[TASK REQUIREMENTS]: Copy out each line exactly; pictures stay out of the copy.

[INFORMATION SUPPLIED]:

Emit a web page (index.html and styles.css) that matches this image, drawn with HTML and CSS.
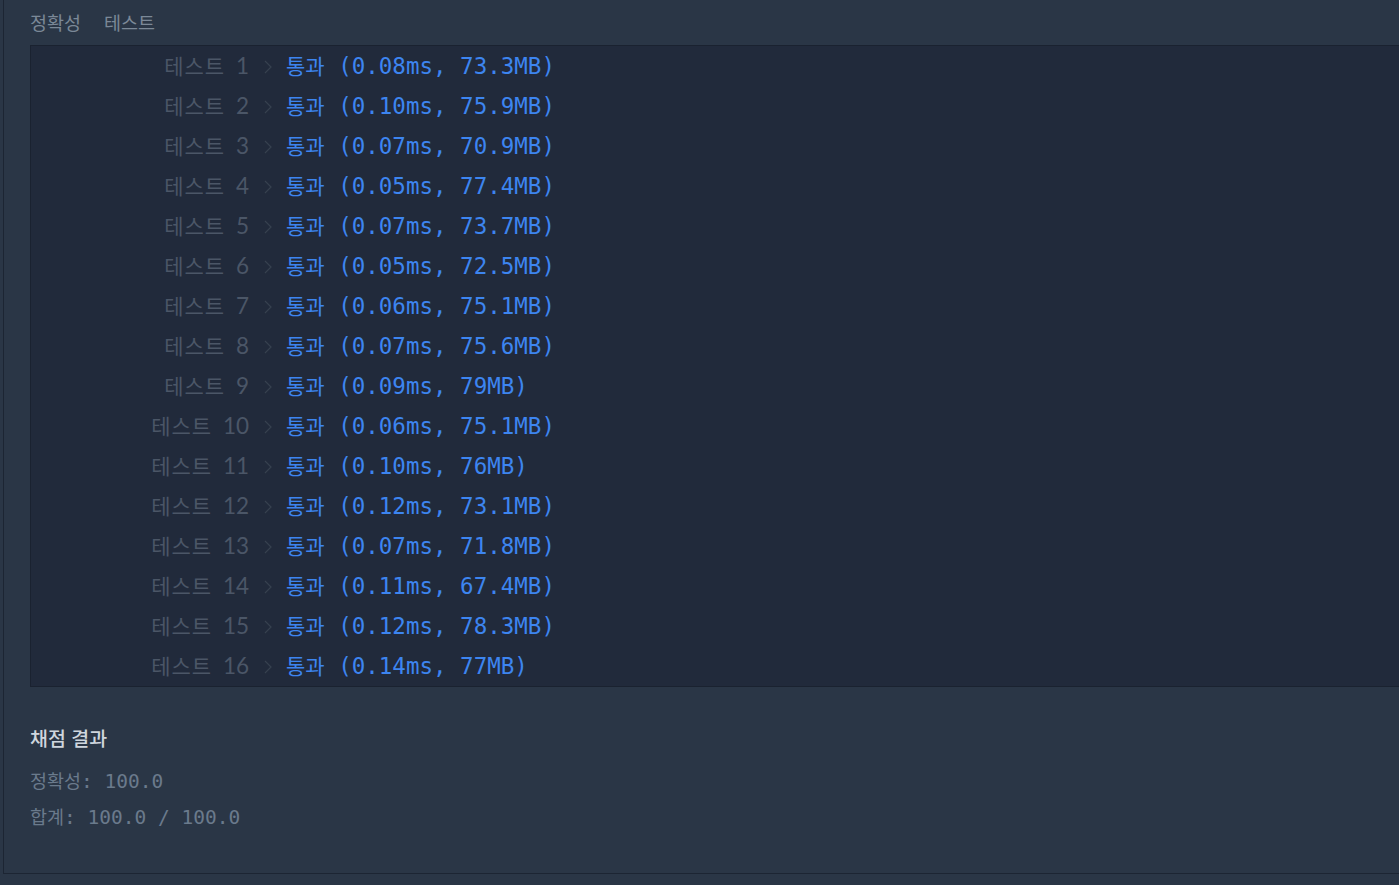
FILE: index.html
```html
<!DOCTYPE html>
<html lang="ko">
<head>
<meta charset="utf-8">
<title>채점 결과</title>
<link rel="stylesheet" href="styles.css">
</head>
<body>
<div class="frame">
  <div class="tabs">
    <span class="tab">정확성</span>
    <span class="tab">테스트</span>
  </div>
  <div class="panel">
    <div class="row"><span class="label"><span class="ko">테스트</span> 1</span><svg class="chev" viewBox="0 0 8 14"><path d="M1 1 L7 7 L1 13"/></svg><span class="result"><span class="ko">통과</span> (0.08ms, 73.3MB)</span></div>
    <div class="row"><span class="label"><span class="ko">테스트</span> 2</span><svg class="chev" viewBox="0 0 8 14"><path d="M1 1 L7 7 L1 13"/></svg><span class="result"><span class="ko">통과</span> (0.10ms, 75.9MB)</span></div>
    <div class="row"><span class="label"><span class="ko">테스트</span> 3</span><svg class="chev" viewBox="0 0 8 14"><path d="M1 1 L7 7 L1 13"/></svg><span class="result"><span class="ko">통과</span> (0.07ms, 70.9MB)</span></div>
    <div class="row"><span class="label"><span class="ko">테스트</span> 4</span><svg class="chev" viewBox="0 0 8 14"><path d="M1 1 L7 7 L1 13"/></svg><span class="result"><span class="ko">통과</span> (0.05ms, 77.4MB)</span></div>
    <div class="row"><span class="label"><span class="ko">테스트</span> 5</span><svg class="chev" viewBox="0 0 8 14"><path d="M1 1 L7 7 L1 13"/></svg><span class="result"><span class="ko">통과</span> (0.07ms, 73.7MB)</span></div>
    <div class="row"><span class="label"><span class="ko">테스트</span> 6</span><svg class="chev" viewBox="0 0 8 14"><path d="M1 1 L7 7 L1 13"/></svg><span class="result"><span class="ko">통과</span> (0.05ms, 72.5MB)</span></div>
    <div class="row"><span class="label"><span class="ko">테스트</span> 7</span><svg class="chev" viewBox="0 0 8 14"><path d="M1 1 L7 7 L1 13"/></svg><span class="result"><span class="ko">통과</span> (0.06ms, 75.1MB)</span></div>
    <div class="row"><span class="label"><span class="ko">테스트</span> 8</span><svg class="chev" viewBox="0 0 8 14"><path d="M1 1 L7 7 L1 13"/></svg><span class="result"><span class="ko">통과</span> (0.07ms, 75.6MB)</span></div>
    <div class="row"><span class="label"><span class="ko">테스트</span> 9</span><svg class="chev" viewBox="0 0 8 14"><path d="M1 1 L7 7 L1 13"/></svg><span class="result"><span class="ko">통과</span> (0.09ms, 79MB)</span></div>
    <div class="row"><span class="label"><span class="ko">테스트</span> 10</span><svg class="chev" viewBox="0 0 8 14"><path d="M1 1 L7 7 L1 13"/></svg><span class="result"><span class="ko">통과</span> (0.06ms, 75.1MB)</span></div>
    <div class="row"><span class="label"><span class="ko">테스트</span> 11</span><svg class="chev" viewBox="0 0 8 14"><path d="M1 1 L7 7 L1 13"/></svg><span class="result"><span class="ko">통과</span> (0.10ms, 76MB)</span></div>
    <div class="row"><span class="label"><span class="ko">테스트</span> 12</span><svg class="chev" viewBox="0 0 8 14"><path d="M1 1 L7 7 L1 13"/></svg><span class="result"><span class="ko">통과</span> (0.12ms, 73.1MB)</span></div>
    <div class="row"><span class="label"><span class="ko">테스트</span> 13</span><svg class="chev" viewBox="0 0 8 14"><path d="M1 1 L7 7 L1 13"/></svg><span class="result"><span class="ko">통과</span> (0.07ms, 71.8MB)</span></div>
    <div class="row"><span class="label"><span class="ko">테스트</span> 14</span><svg class="chev" viewBox="0 0 8 14"><path d="M1 1 L7 7 L1 13"/></svg><span class="result"><span class="ko">통과</span> (0.11ms, 67.4MB)</span></div>
    <div class="row"><span class="label"><span class="ko">테스트</span> 15</span><svg class="chev" viewBox="0 0 8 14"><path d="M1 1 L7 7 L1 13"/></svg><span class="result"><span class="ko">통과</span> (0.12ms, 78.3MB)</span></div>
    <div class="row"><span class="label"><span class="ko">테스트</span> 16</span><svg class="chev" viewBox="0 0 8 14"><path d="M1 1 L7 7 L1 13"/></svg><span class="result"><span class="ko">통과</span> (0.14ms, 77MB)</span></div>
  </div>
  <div class="summary">
    <h4 class="summary-title">채점 결과</h4>
    <p class="summary-line"><span class="ko">정확성</span>: 100.0</p>
    <p class="summary-line"><span class="ko">합계</span>: 100.0 / 100.0</p>
  </div>
</div>
<div class="below"></div>
</body>
</html>
```

FILE: styles.css
```css
html, body {
  margin: 0;
  padding: 0;
  background: #2a3646;
}
body {
  font-family: "Noto Sans", "Noto Sans CJK KR", sans-serif;
  overflow: hidden;
}
.frame {
  margin-left: 3px;
  height: 874px;
  border-left: 1px solid #1c2533;
  border-bottom: 1px solid #1c2533;
  padding-left: 26px;
  box-sizing: border-box;
  overflow: hidden;
}
.tabs {
  height: 45px;
  display: flex;
  gap: 23px;
  align-items: flex-start;
  padding-top: 8px;
  box-sizing: border-box;
}
.tab {
  font-family: "Noto Sans CJK KR", sans-serif;
  font-size: 18.5px;
  line-height: 28px;
  color: #7b8897;
}
.panel {
  background: #212a3b;
  border: 1px solid #1a2230;
  border-right: none;
  margin-right: -10px;
  display: flex;
  flex-direction: column;
}
.row {
  display: flex;
  align-items: center;
  height: 40px;
  margin-top: -1px;
  margin-bottom: 1px;
}
.label {
  width: 218px;
  text-align: right;
  font-family: "Lato", "Noto Sans CJK KR", sans-serif;
  font-size: 22.5px;
  line-height: 40px;
  color: #4b5667;
  white-space: nowrap;
}
.label .ko {
  font-size: 21px;
  letter-spacing: 1px;
  margin-right: 5px;
}
.chev {
  width: 8px;
  height: 14px;
  margin-left: 15px;
  margin-right: 14px;
  margin-top: 4px;
  fill: none;
  stroke: #37414f;
  stroke-width: 1.2;
}
.result {
  font-family: "DejaVu Sans Mono", "Noto Sans CJK KR", monospace;
  font-size: 22.5px;
  line-height: 40px;
  color: #3d85f0;
  white-space: pre;
}
.ko {
  font-family: "Noto Sans CJK KR", sans-serif;
}
.result .ko {
  font-size: 21px;
}
.summary {
  padding-top: 37px;
}
.summary-title {
  margin: 0 0 14px;
  font-family: "Noto Sans CJK KR", sans-serif;
  font-size: 19.5px;
  font-weight: 500;
  line-height: 28px;
  color: #cfd6de;
}
.summary-line {
  margin: 0 0 8px;
  height: 28px;
  font-family: "DejaVu Sans Mono", "Noto Sans CJK KR", monospace;
  font-size: 19.5px;
  line-height: 28px;
  color: #6a7a8c;
  white-space: pre;
}
.summary-line .ko {
  font-size: 18.5px;
}
.below {
  height: 20px;
}
```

[RESPONSE]:
Emit a web page (index.html and styles.css) that matches this image, drawn with HTML and CSS.
FILE: index.html
```html
<!DOCTYPE html>
<html lang="ko">
<head>
<meta charset="utf-8">
<title>채점 결과</title>
<link rel="stylesheet" href="styles.css">
</head>
<body>
<div class="frame">
  <div class="tabs">
    <span class="tab">정확성</span>
    <span class="tab">테스트</span>
  </div>
  <div class="panel">
    <div class="row"><span class="label"><span class="ko">테스트</span> 1</span><svg class="chev" viewBox="0 0 8 14"><path d="M1 1 L7 7 L1 13"/></svg><span class="result"><span class="ko">통과</span> (0.08ms, 73.3MB)</span></div>
    <div class="row"><span class="label"><span class="ko">테스트</span> 2</span><svg class="chev" viewBox="0 0 8 14"><path d="M1 1 L7 7 L1 13"/></svg><span class="result"><span class="ko">통과</span> (0.10ms, 75.9MB)</span></div>
    <div class="row"><span class="label"><span class="ko">테스트</span> 3</span><svg class="chev" viewBox="0 0 8 14"><path d="M1 1 L7 7 L1 13"/></svg><span class="result"><span class="ko">통과</span> (0.07ms, 70.9MB)</span></div>
    <div class="row"><span class="label"><span class="ko">테스트</span> 4</span><svg class="chev" viewBox="0 0 8 14"><path d="M1 1 L7 7 L1 13"/></svg><span class="result"><span class="ko">통과</span> (0.05ms, 77.4MB)</span></div>
    <div class="row"><span class="label"><span class="ko">테스트</span> 5</span><svg class="chev" viewBox="0 0 8 14"><path d="M1 1 L7 7 L1 13"/></svg><span class="result"><span class="ko">통과</span> (0.07ms, 73.7MB)</span></div>
    <div class="row"><span class="label"><span class="ko">테스트</span> 6</span><svg class="chev" viewBox="0 0 8 14"><path d="M1 1 L7 7 L1 13"/></svg><span class="result"><span class="ko">통과</span> (0.05ms, 72.5MB)</span></div>
    <div class="row"><span class="label"><span class="ko">테스트</span> 7</span><svg class="chev" viewBox="0 0 8 14"><path d="M1 1 L7 7 L1 13"/></svg><span class="result"><span class="ko">통과</span> (0.06ms, 75.1MB)</span></div>
    <div class="row"><span class="label"><span class="ko">테스트</span> 8</span><svg class="chev" viewBox="0 0 8 14"><path d="M1 1 L7 7 L1 13"/></svg><span class="result"><span class="ko">통과</span> (0.07ms, 75.6MB)</span></div>
    <div class="row"><span class="label"><span class="ko">테스트</span> 9</span><svg class="chev" viewBox="0 0 8 14"><path d="M1 1 L7 7 L1 13"/></svg><span class="result"><span class="ko">통과</span> (0.09ms, 79MB)</span></div>
    <div class="row"><span class="label"><span class="ko">테스트</span> 10</span><svg class="chev" viewBox="0 0 8 14"><path d="M1 1 L7 7 L1 13"/></svg><span class="result"><span class="ko">통과</span> (0.06ms, 75.1MB)</span></div>
    <div class="row"><span class="label"><span class="ko">테스트</span> 11</span><svg class="chev" viewBox="0 0 8 14"><path d="M1 1 L7 7 L1 13"/></svg><span class="result"><span class="ko">통과</span> (0.10ms, 76MB)</span></div>
    <div class="row"><span class="label"><span class="ko">테스트</span> 12</span><svg class="chev" viewBox="0 0 8 14"><path d="M1 1 L7 7 L1 13"/></svg><span class="result"><span class="ko">통과</span> (0.12ms, 73.1MB)</span></div>
    <div class="row"><span class="label"><span class="ko">테스트</span> 13</span><svg class="chev" viewBox="0 0 8 14"><path d="M1 1 L7 7 L1 13"/></svg><span class="result"><span class="ko">통과</span> (0.07ms, 71.8MB)</span></div>
    <div class="row"><span class="label"><span class="ko">테스트</span> 14</span><svg class="chev" viewBox="0 0 8 14"><path d="M1 1 L7 7 L1 13"/></svg><span class="result"><span class="ko">통과</span> (0.11ms, 67.4MB)</span></div>
    <div class="row"><span class="label"><span class="ko">테스트</span> 15</span><svg class="chev" viewBox="0 0 8 14"><path d="M1 1 L7 7 L1 13"/></svg><span class="result"><span class="ko">통과</span> (0.12ms, 78.3MB)</span></div>
    <div class="row"><span class="label"><span class="ko">테스트</span> 16</span><svg class="chev" viewBox="0 0 8 14"><path d="M1 1 L7 7 L1 13"/></svg><span class="result"><span class="ko">통과</span> (0.14ms, 77MB)</span></div>
  </div>
  <div class="summary">
    <h4 class="summary-title">채점 결과</h4>
    <p class="summary-line"><span class="ko">정확성</span>: 100.0</p>
    <p class="summary-line"><span class="ko">합계</span>: 100.0 / 100.0</p>
  </div>
</div>
<div class="below"></div>
</body>
</html>
```

FILE: styles.css
```css
html, body {
  margin: 0;
  padding: 0;
  background: #2a3646;
}
body {
  font-family: "Noto Sans", "Noto Sans CJK KR", sans-serif;
  overflow: hidden;
}
.frame {
  margin-left: 3px;
  height: 874px;
  border-left: 1px solid #1c2533;
  border-bottom: 1px solid #1c2533;
  padding-left: 26px;
  box-sizing: border-box;
  overflow: hidden;
}
.tabs {
  height: 45px;
  display: flex;
  gap: 23px;
  align-items: flex-start;
  padding-top: 8px;
  box-sizing: border-box;
}
.tab {
  font-family: "Noto Sans CJK KR", sans-serif;
  font-size: 18.5px;
  line-height: 28px;
  color: #7b8897;
}
.panel {
  background: #212a3b;
  border: 1px solid #1a2230;
  border-right: none;
  margin-right: -10px;
  display: flex;
  flex-direction: column;
}
.row {
  display: flex;
  align-items: center;
  height: 40px;
  margin-top: -1px;
  margin-bottom: 1px;
}
.label {
  width: 218px;
  text-align: right;
  font-family: "Lato", "Noto Sans CJK KR", sans-serif;
  font-size: 22.5px;
  line-height: 40px;
  color: #4b5667;
  white-space: nowrap;
}
.label .ko {
  font-size: 21px;
  letter-spacing: 1px;
  margin-right: 5px;
}
.chev {
  width: 8px;
  height: 14px;
  margin-left: 15px;
  margin-right: 14px;
  margin-top: 4px;
  fill: none;
  stroke: #37414f;
  stroke-width: 1.2;
}
.result {
  font-family: "DejaVu Sans Mono", "Noto Sans CJK KR", monospace;
  font-size: 22.5px;
  line-height: 40px;
  color: #3d85f0;
  white-space: pre;
}
.ko {
  font-family: "Noto Sans CJK KR", sans-serif;
}
.result .ko {
  font-size: 21px;
}
.summary {
  padding-top: 37px;
}
.summary-title {
  margin: 0 0 14px;
  font-family: "Noto Sans CJK KR", sans-serif;
  font-size: 19.5px;
  font-weight: 500;
  line-height: 28px;
  color: #cfd6de;
}
.summary-line {
  margin: 0 0 8px;
  height: 28px;
  font-family: "DejaVu Sans Mono", "Noto Sans CJK KR", monospace;
  font-size: 19.5px;
  line-height: 28px;
  color: #6a7a8c;
  white-space: pre;
}
.summary-line .ko {
  font-size: 18.5px;
}
.below {
  height: 20px;
}
```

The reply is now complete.